<<<<

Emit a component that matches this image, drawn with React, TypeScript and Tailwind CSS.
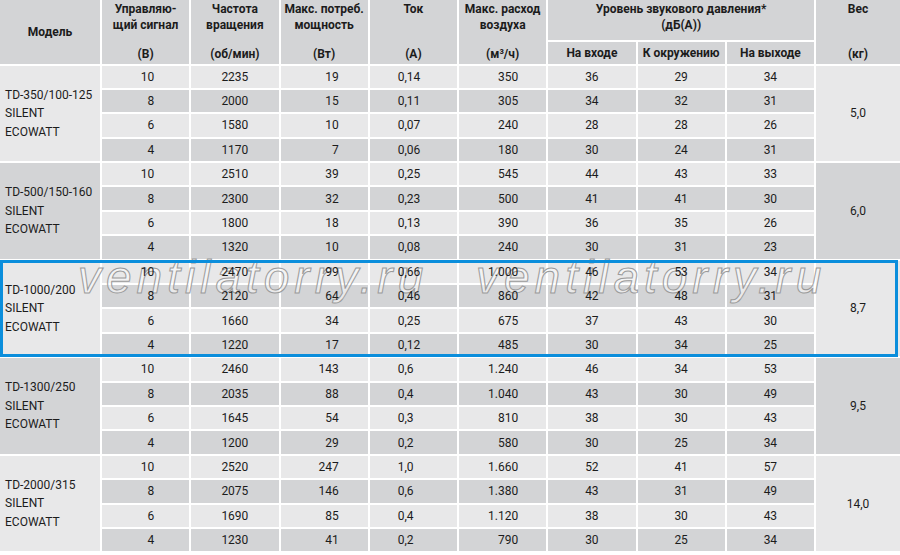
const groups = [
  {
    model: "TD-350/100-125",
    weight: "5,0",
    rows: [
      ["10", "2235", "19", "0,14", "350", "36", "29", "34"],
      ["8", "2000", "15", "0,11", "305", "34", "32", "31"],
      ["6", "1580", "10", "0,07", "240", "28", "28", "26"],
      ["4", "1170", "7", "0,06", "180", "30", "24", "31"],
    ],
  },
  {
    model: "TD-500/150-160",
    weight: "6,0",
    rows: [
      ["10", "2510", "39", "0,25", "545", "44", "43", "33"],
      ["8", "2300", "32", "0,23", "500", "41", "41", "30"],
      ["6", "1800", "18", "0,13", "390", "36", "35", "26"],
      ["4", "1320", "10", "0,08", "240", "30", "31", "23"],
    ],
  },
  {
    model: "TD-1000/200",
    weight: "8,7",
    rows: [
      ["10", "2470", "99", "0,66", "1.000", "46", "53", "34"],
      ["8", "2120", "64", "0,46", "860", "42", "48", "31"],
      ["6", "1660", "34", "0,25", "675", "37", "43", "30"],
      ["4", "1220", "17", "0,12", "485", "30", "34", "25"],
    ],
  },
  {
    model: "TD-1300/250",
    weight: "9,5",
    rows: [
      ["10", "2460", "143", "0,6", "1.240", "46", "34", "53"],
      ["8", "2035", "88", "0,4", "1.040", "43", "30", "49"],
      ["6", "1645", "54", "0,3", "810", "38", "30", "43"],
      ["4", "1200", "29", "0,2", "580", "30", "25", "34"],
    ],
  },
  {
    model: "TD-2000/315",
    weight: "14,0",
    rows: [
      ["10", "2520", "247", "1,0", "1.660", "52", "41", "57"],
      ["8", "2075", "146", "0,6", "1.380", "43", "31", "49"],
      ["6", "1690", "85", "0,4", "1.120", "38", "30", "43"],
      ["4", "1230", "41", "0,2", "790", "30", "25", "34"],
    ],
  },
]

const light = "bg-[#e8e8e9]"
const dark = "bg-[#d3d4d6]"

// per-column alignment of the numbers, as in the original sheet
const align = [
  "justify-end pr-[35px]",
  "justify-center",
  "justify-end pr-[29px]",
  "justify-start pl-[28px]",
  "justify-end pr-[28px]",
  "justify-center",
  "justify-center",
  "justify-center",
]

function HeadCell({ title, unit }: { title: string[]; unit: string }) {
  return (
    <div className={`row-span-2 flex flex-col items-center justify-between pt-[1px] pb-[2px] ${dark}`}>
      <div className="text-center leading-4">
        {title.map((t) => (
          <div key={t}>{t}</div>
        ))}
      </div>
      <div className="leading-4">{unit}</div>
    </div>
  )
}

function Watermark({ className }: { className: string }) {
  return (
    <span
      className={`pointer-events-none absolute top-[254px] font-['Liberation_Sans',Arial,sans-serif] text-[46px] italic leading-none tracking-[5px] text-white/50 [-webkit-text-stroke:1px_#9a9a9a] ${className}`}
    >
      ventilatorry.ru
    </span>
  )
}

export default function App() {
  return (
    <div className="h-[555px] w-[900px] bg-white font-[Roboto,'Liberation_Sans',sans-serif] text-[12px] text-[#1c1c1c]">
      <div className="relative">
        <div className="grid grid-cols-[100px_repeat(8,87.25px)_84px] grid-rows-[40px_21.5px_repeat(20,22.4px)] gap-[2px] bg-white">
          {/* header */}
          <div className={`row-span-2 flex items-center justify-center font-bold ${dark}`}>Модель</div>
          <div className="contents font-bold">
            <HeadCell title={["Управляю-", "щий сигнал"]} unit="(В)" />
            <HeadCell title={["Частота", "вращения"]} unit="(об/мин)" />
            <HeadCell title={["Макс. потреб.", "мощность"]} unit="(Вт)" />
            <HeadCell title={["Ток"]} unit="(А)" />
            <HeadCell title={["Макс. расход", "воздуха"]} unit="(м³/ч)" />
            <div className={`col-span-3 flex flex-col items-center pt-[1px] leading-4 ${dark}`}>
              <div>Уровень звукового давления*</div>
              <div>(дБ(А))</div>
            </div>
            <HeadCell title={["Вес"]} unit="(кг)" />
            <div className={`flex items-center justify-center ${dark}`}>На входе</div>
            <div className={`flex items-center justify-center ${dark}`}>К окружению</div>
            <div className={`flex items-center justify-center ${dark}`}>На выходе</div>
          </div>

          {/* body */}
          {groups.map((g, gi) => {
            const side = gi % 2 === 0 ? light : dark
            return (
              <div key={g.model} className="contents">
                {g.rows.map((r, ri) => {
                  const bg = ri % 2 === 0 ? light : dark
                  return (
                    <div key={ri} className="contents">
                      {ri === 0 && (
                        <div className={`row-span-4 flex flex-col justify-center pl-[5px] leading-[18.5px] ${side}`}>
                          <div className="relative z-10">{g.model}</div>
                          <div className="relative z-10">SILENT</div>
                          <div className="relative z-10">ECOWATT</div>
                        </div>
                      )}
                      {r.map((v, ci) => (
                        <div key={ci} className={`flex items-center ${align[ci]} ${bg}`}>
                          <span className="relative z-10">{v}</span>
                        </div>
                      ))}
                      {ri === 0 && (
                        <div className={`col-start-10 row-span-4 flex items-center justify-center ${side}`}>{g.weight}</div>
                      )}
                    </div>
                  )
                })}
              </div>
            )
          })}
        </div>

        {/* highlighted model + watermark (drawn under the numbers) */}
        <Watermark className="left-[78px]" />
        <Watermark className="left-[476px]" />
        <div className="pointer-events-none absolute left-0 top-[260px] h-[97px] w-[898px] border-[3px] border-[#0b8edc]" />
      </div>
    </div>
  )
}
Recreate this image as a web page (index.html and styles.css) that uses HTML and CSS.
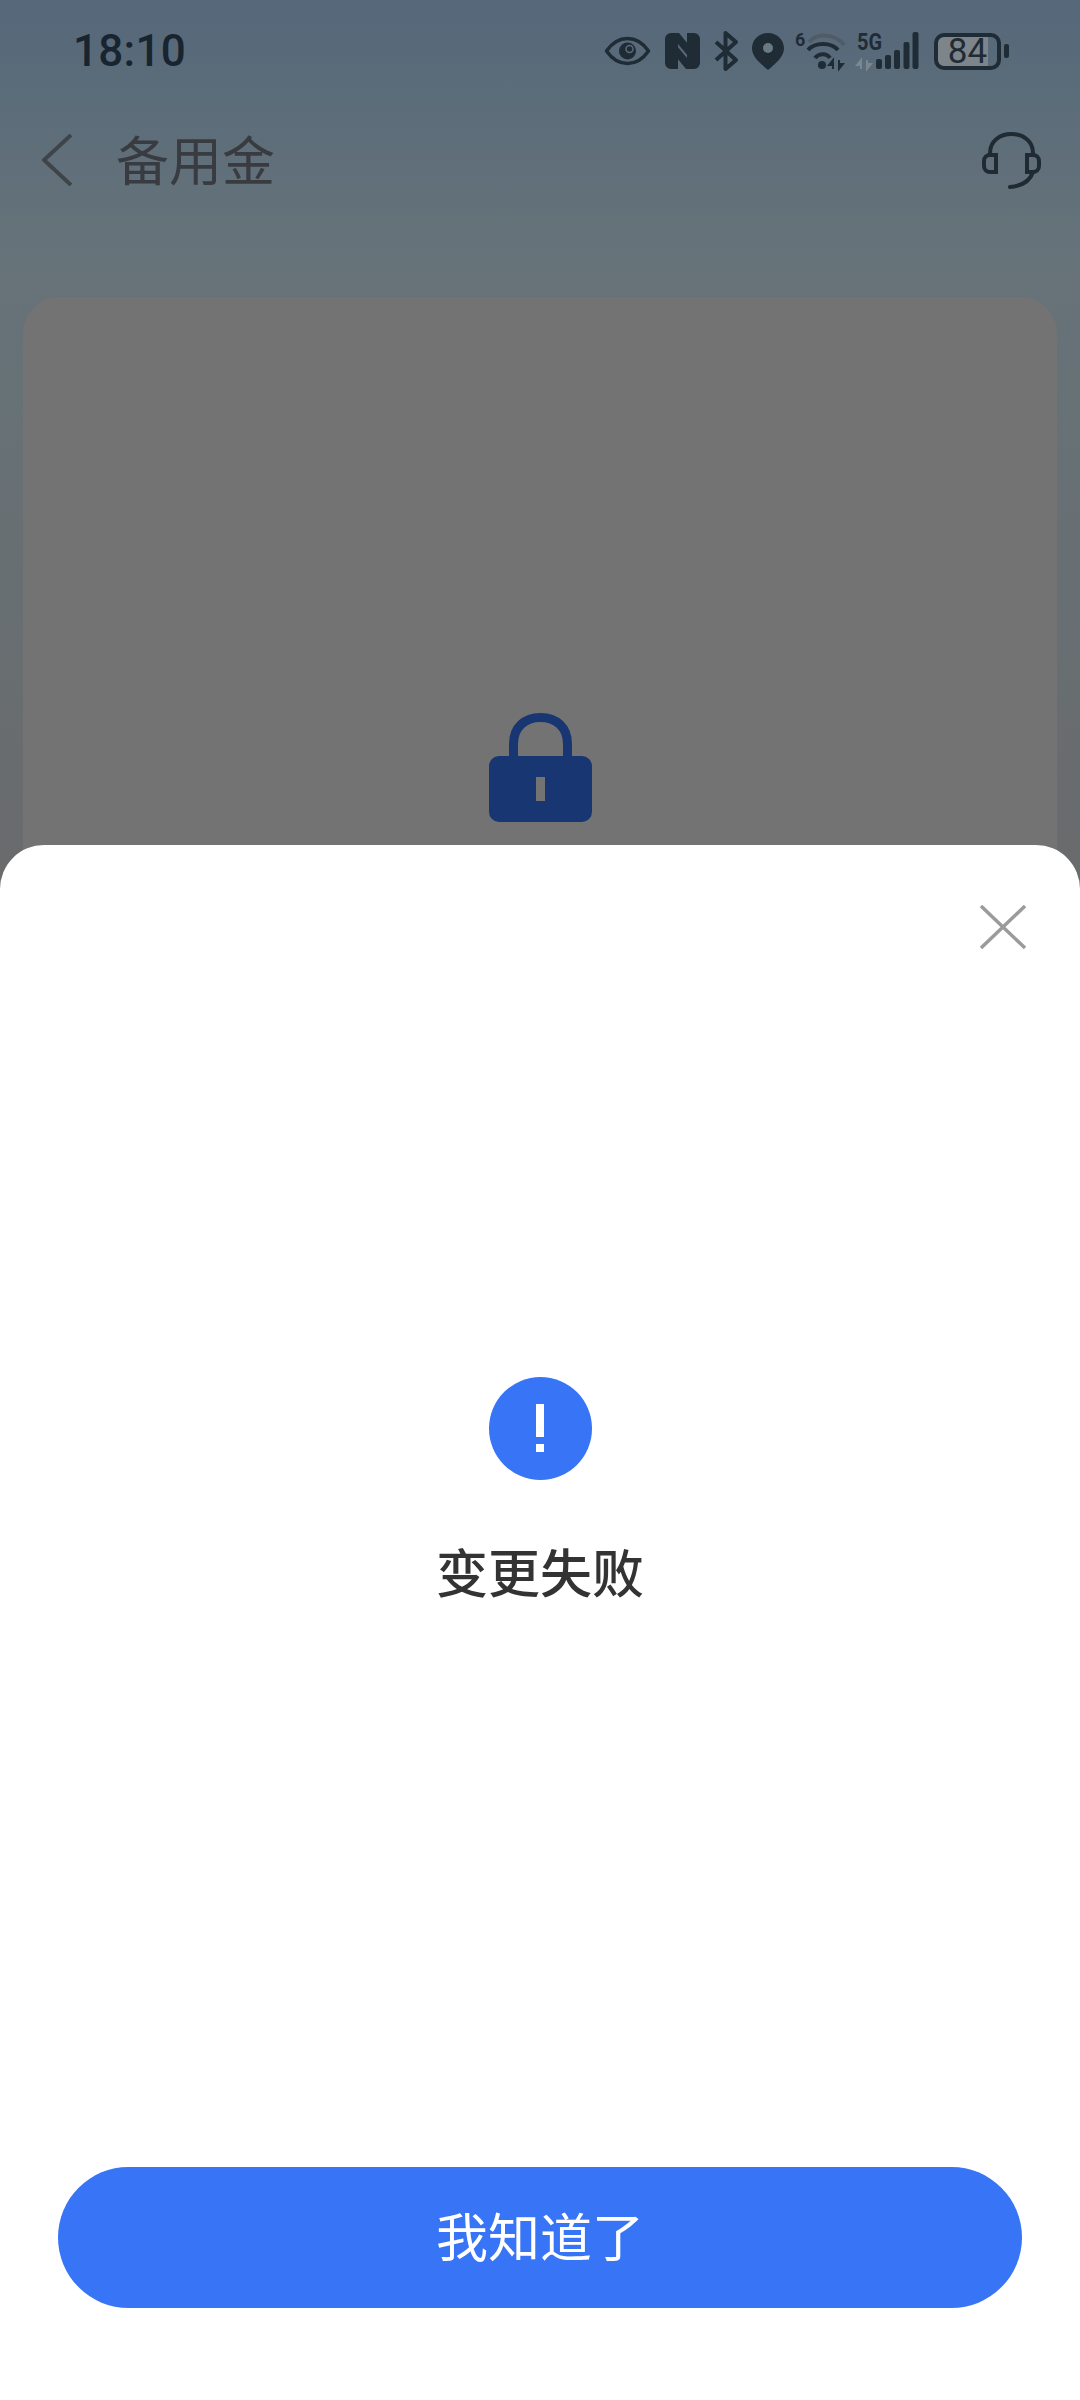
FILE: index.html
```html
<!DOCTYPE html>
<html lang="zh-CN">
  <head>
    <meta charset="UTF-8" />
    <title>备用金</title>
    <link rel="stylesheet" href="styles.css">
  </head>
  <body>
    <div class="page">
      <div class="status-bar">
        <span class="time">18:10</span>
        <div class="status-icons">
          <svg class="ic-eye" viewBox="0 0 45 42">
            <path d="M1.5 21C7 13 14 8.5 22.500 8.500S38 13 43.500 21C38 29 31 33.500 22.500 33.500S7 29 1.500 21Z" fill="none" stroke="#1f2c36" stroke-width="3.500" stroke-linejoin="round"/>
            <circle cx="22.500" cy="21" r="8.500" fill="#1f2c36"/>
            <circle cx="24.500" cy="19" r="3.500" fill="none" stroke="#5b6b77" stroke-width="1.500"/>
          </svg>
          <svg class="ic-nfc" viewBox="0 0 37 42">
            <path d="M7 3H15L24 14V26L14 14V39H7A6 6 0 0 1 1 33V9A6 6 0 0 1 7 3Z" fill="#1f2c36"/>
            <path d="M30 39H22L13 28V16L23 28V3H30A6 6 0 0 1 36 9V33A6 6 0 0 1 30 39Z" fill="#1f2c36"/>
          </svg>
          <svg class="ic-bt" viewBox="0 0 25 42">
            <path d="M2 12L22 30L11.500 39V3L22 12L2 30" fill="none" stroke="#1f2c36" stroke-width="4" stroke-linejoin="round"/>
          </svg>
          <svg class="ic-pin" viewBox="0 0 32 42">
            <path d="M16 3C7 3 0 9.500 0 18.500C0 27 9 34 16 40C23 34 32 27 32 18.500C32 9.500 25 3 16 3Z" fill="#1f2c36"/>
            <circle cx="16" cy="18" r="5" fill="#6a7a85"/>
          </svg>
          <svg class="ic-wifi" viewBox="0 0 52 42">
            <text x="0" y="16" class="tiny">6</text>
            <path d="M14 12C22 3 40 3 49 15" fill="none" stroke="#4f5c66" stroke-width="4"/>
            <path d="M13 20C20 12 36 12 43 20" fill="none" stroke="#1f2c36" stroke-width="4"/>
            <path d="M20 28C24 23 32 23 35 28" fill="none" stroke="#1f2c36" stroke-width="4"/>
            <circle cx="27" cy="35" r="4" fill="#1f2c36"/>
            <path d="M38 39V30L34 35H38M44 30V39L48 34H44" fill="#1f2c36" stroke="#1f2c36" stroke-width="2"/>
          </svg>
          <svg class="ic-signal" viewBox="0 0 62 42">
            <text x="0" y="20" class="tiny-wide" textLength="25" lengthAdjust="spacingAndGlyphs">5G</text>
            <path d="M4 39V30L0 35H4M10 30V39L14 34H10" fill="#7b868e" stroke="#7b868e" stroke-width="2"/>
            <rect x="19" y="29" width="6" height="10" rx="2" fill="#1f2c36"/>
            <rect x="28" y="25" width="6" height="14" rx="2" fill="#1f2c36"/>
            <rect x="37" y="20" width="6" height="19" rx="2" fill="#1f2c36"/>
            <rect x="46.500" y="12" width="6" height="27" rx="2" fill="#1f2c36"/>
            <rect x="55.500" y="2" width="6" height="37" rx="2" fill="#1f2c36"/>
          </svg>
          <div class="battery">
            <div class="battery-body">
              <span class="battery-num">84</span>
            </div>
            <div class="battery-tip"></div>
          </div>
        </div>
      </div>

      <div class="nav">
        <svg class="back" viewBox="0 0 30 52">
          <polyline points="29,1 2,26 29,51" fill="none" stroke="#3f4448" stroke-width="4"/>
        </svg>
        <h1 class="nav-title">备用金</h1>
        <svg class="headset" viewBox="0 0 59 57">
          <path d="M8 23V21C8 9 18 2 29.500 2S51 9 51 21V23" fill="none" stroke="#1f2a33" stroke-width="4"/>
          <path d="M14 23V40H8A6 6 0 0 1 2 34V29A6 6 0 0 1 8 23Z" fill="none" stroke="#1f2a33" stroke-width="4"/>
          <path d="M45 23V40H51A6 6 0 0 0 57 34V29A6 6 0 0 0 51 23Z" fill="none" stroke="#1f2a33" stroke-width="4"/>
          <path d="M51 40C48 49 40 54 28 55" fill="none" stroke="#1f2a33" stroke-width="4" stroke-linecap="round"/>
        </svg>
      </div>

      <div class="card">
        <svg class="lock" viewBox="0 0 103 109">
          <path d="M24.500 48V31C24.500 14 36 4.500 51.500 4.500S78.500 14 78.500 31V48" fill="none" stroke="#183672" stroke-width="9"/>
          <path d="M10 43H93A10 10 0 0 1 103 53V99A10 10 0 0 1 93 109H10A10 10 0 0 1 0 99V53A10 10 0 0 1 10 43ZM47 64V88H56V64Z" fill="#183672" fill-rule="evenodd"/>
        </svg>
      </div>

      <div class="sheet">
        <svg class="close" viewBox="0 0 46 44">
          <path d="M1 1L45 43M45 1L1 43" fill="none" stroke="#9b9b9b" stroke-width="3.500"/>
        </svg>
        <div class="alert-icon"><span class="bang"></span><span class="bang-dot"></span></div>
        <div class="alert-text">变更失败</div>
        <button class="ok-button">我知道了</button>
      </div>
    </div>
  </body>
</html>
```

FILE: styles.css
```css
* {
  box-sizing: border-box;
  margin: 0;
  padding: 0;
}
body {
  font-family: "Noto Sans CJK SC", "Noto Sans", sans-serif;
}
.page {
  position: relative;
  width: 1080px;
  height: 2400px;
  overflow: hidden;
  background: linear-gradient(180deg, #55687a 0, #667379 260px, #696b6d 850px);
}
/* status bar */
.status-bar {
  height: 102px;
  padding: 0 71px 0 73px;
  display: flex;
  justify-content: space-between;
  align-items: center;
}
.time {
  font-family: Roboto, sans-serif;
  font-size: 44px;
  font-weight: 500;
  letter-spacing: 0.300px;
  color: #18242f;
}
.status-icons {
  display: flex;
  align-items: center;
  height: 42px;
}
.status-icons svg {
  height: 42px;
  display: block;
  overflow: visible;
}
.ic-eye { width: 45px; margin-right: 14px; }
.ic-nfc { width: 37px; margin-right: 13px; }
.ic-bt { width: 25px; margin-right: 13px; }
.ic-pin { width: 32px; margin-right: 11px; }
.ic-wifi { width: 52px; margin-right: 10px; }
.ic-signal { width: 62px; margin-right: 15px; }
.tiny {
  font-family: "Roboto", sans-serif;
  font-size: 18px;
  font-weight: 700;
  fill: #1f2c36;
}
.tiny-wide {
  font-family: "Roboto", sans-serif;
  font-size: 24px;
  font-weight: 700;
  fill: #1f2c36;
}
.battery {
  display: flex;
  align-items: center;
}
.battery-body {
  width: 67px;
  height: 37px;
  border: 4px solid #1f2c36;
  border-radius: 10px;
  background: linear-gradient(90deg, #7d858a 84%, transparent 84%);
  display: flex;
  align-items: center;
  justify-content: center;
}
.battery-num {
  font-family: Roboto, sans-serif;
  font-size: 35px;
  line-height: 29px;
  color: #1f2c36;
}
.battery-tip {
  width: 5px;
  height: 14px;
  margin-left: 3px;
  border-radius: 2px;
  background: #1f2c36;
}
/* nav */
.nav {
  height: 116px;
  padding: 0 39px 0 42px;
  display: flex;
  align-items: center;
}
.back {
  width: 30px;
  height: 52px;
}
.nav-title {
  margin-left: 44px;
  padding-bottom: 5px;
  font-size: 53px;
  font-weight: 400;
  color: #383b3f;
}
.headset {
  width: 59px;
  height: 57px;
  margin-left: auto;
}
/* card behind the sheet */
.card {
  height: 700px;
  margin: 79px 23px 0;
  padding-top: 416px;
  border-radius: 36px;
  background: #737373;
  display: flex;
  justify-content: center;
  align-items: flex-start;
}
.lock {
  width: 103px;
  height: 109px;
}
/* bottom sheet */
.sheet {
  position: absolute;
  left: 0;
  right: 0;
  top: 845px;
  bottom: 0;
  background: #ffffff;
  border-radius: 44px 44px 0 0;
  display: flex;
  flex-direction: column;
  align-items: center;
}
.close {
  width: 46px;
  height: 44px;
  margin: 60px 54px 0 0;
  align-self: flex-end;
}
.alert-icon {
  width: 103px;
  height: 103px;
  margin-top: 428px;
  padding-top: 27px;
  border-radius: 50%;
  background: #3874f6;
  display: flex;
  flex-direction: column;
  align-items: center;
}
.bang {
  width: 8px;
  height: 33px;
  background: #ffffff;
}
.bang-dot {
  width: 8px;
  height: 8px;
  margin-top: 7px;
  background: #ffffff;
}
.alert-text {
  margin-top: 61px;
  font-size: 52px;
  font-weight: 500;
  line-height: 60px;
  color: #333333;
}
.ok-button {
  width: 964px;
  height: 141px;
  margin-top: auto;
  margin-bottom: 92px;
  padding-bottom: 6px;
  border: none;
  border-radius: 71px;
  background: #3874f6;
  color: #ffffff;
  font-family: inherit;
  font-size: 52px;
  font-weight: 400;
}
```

>>>>

## Exercise
Lines in the records that hold the word "styles" are to be counted; give only the total.

## Worked solution
3